* [Data block]:
--------

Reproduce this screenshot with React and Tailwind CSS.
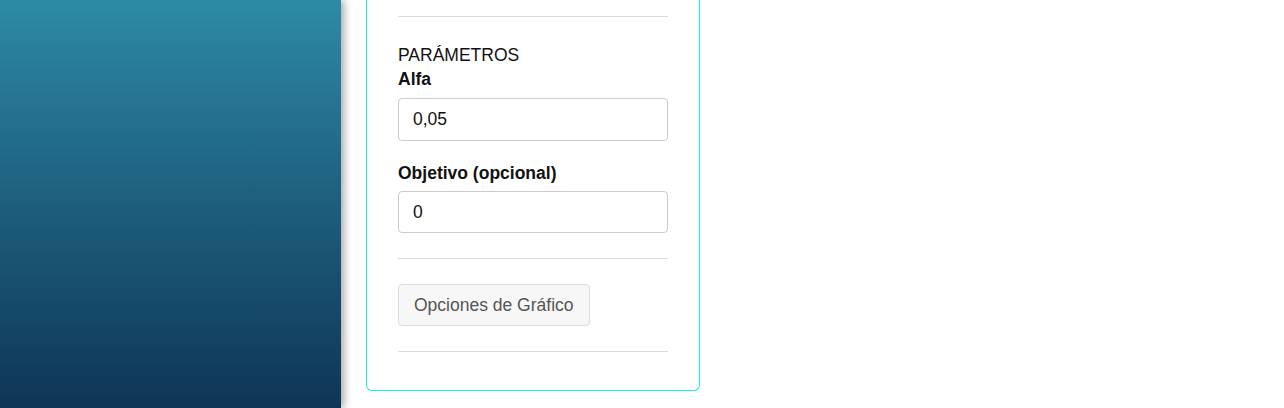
export default function App() {
  return (
    <div className="flex h-[408px] w-[1284px] overflow-hidden bg-white font-['Liberation_Sans',Arial,sans-serif] text-[#111]">
      <aside className="relative z-10 h-full w-[341px] shrink-0 bg-gradient-to-b from-[#2e8ba6] to-[#0f3556] shadow-[3px_0_8px_rgba(0,0,0,0.35)]" />
      <main className="flex-1 pl-[25px]">
        <section className="w-[334px] rounded-b-[6px] border border-t-0 border-[#14f5d2] px-[31px] pt-4 pb-[38px] text-[17.5px]">
          <hr className="border-0 border-t border-[#dcdcdc]" />
          <div className="mt-[26px]">
            <div className="leading-6">PARÁMETROS</div>
            <label className="mb-[7px] block font-bold leading-6">Alfa</label>
            <input
              type="text"
              defaultValue="0,05"
              className="block h-[43px] w-full rounded-[4px] border border-[#cccccc] px-[14px] text-[17.5px] text-[#111] outline-none"
            />
            <label className="mt-[20px] mb-[6px] block font-bold leading-6">Objetivo (opcional)</label>
            <input
              type="text"
              defaultValue="0"
              className="block h-[42px] w-full rounded-[4px] border border-[#cccccc] px-[14px] text-[17.5px] text-[#111] outline-none"
            />
          </div>
          <hr className="mt-[25px] border-0 border-t border-[#dcdcdc]" />
          <button
            type="button"
            className="mt-[25px] h-[42px] rounded-[4px] border border-[#dddddd] bg-[#f7f7f7] px-[15px] text-[#555]"
          >
            Opciones de Gráfico
          </button>
          <hr className="mt-[25px] border-0 border-t border-[#dcdcdc]" />
        </section>
      </main>
    </div>
  );
}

--------

* [Task directions]:
Write out the full listing verbatim, excluding its pictures.

* [Solution]:
Reproduce this screenshot with React and Tailwind CSS.
export default function App() {
  return (
    <div className="flex h-[408px] w-[1284px] overflow-hidden bg-white font-['Liberation_Sans',Arial,sans-serif] text-[#111]">
      <aside className="relative z-10 h-full w-[341px] shrink-0 bg-gradient-to-b from-[#2e8ba6] to-[#0f3556] shadow-[3px_0_8px_rgba(0,0,0,0.35)]" />
      <main className="flex-1 pl-[25px]">
        <section className="w-[334px] rounded-b-[6px] border border-t-0 border-[#14f5d2] px-[31px] pt-4 pb-[38px] text-[17.5px]">
          <hr className="border-0 border-t border-[#dcdcdc]" />
          <div className="mt-[26px]">
            <div className="leading-6">PARÁMETROS</div>
            <label className="mb-[7px] block font-bold leading-6">Alfa</label>
            <input
              type="text"
              defaultValue="0,05"
              className="block h-[43px] w-full rounded-[4px] border border-[#cccccc] px-[14px] text-[17.5px] text-[#111] outline-none"
            />
            <label className="mt-[20px] mb-[6px] block font-bold leading-6">Objetivo (opcional)</label>
            <input
              type="text"
              defaultValue="0"
              className="block h-[42px] w-full rounded-[4px] border border-[#cccccc] px-[14px] text-[17.5px] text-[#111] outline-none"
            />
          </div>
          <hr className="mt-[25px] border-0 border-t border-[#dcdcdc]" />
          <button
            type="button"
            className="mt-[25px] h-[42px] rounded-[4px] border border-[#dddddd] bg-[#f7f7f7] px-[15px] text-[#555]"
          >
            Opciones de Gráfico
          </button>
          <hr className="mt-[25px] border-0 border-t border-[#dcdcdc]" />
        </section>
      </main>
    </div>
  );
}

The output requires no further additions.